Records
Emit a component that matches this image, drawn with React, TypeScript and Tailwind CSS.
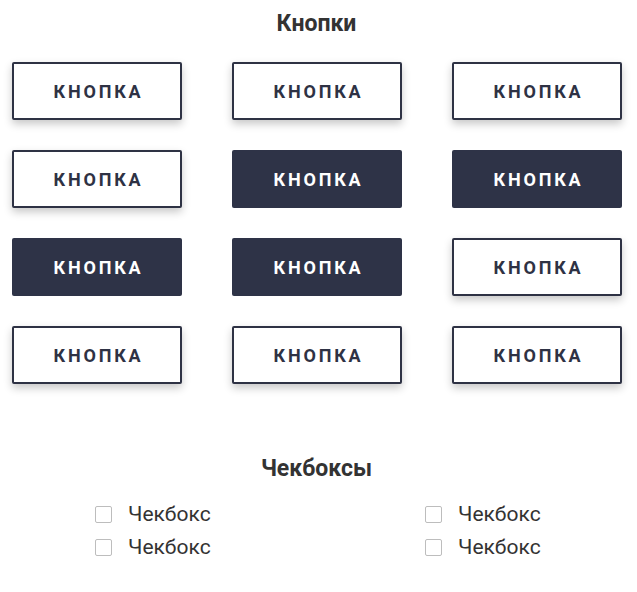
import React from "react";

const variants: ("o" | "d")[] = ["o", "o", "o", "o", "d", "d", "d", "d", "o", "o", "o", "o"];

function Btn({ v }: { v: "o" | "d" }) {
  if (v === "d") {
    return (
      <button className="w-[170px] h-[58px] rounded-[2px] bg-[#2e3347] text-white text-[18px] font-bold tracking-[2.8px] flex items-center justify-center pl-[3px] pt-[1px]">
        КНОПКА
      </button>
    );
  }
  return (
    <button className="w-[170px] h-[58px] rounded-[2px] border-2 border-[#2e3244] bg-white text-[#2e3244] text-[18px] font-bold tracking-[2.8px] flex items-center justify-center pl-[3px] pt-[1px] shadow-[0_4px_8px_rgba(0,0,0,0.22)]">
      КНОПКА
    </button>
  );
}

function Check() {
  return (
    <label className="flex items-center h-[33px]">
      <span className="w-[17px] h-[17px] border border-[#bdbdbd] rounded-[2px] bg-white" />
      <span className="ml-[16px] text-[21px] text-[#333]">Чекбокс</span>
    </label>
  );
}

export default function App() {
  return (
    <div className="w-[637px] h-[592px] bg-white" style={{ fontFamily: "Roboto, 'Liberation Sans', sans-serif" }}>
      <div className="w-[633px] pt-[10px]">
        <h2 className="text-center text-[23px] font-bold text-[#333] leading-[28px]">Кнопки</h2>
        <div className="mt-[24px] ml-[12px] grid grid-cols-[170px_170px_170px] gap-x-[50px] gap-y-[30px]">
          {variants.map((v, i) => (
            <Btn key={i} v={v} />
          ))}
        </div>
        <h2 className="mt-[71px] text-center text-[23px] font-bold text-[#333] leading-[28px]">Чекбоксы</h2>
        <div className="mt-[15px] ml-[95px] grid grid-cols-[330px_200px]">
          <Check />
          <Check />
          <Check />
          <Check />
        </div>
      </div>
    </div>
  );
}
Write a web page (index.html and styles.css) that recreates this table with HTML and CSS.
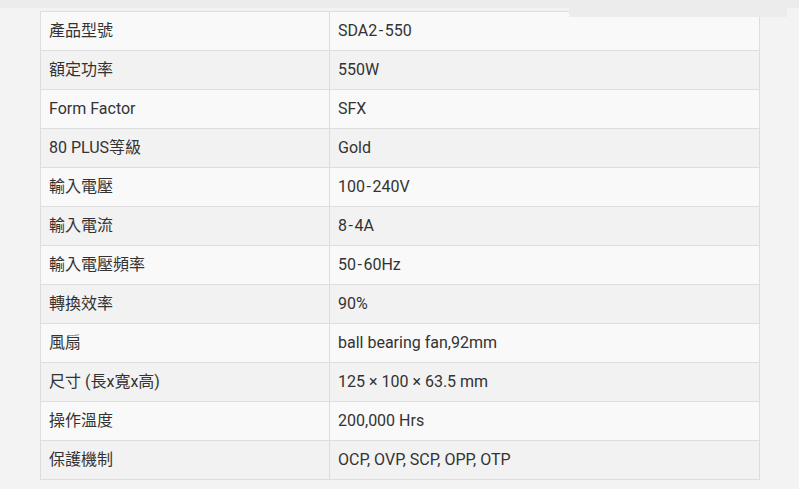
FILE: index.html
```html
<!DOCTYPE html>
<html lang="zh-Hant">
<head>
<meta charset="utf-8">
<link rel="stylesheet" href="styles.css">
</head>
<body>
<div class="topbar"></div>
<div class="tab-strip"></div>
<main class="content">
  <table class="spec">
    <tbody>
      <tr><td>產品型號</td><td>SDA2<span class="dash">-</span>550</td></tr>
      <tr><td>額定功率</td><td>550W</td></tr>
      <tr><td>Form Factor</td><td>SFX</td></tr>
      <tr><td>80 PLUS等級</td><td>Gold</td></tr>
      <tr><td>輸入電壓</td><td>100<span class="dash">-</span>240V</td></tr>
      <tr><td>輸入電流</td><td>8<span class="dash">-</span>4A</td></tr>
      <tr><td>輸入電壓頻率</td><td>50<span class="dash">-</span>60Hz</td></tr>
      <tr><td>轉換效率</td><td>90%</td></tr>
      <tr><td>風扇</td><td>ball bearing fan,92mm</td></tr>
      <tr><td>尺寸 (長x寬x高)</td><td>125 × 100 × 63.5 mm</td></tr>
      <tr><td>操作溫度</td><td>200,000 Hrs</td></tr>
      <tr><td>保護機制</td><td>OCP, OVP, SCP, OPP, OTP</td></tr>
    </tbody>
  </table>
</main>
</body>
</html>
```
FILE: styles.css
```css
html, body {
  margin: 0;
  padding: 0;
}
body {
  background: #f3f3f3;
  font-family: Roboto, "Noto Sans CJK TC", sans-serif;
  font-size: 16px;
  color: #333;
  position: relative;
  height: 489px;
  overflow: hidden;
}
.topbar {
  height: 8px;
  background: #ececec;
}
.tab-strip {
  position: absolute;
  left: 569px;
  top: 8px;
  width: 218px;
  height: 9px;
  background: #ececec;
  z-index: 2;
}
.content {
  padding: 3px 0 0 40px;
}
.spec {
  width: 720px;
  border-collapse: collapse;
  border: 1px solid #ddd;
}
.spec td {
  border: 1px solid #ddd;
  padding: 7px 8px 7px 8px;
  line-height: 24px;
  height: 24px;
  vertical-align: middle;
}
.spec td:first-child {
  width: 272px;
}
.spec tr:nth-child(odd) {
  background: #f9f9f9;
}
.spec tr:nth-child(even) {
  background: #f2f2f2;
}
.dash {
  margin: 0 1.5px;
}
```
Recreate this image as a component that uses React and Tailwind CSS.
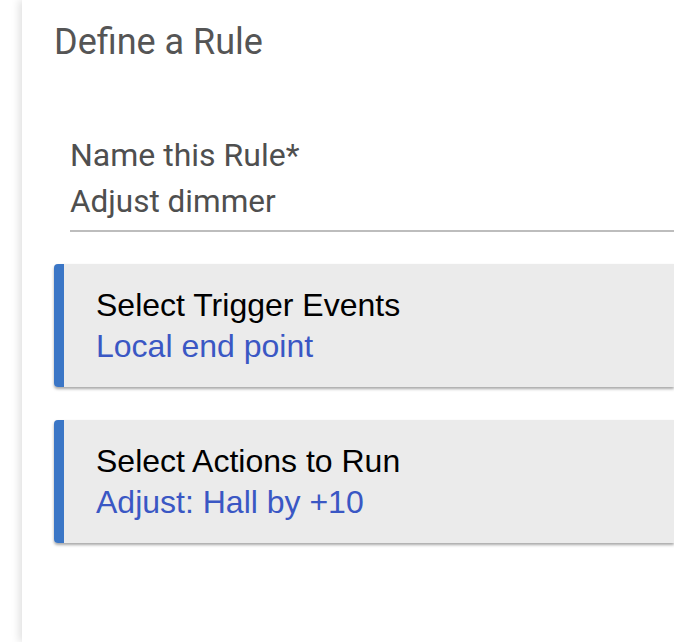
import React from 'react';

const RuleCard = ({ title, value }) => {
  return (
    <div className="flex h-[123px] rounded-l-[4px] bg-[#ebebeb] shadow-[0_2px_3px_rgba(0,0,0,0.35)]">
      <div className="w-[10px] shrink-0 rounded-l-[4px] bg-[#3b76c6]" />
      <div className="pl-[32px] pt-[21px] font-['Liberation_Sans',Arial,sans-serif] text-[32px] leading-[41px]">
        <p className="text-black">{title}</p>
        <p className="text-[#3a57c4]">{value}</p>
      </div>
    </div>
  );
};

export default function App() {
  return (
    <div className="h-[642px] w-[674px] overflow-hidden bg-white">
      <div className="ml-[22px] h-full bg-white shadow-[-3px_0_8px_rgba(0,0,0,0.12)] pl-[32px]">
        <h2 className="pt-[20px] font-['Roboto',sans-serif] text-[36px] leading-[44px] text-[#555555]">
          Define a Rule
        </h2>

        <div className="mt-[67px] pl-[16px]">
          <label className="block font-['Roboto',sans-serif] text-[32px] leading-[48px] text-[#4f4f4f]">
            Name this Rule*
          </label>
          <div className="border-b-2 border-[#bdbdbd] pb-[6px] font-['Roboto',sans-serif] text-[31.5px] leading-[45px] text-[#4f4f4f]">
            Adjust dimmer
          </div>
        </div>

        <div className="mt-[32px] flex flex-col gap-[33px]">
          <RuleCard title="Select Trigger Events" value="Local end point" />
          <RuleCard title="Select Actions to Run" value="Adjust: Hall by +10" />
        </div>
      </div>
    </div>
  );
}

Task
Copy out every line of the material above that mentions the word "React".

Result of the exercise
Emit a component that matches this image, drawn with React, TypeScript and Tailwind CSS.
import React from "react";
Recreate this image as a component that uses React and Tailwind CSS.
import React from 'react';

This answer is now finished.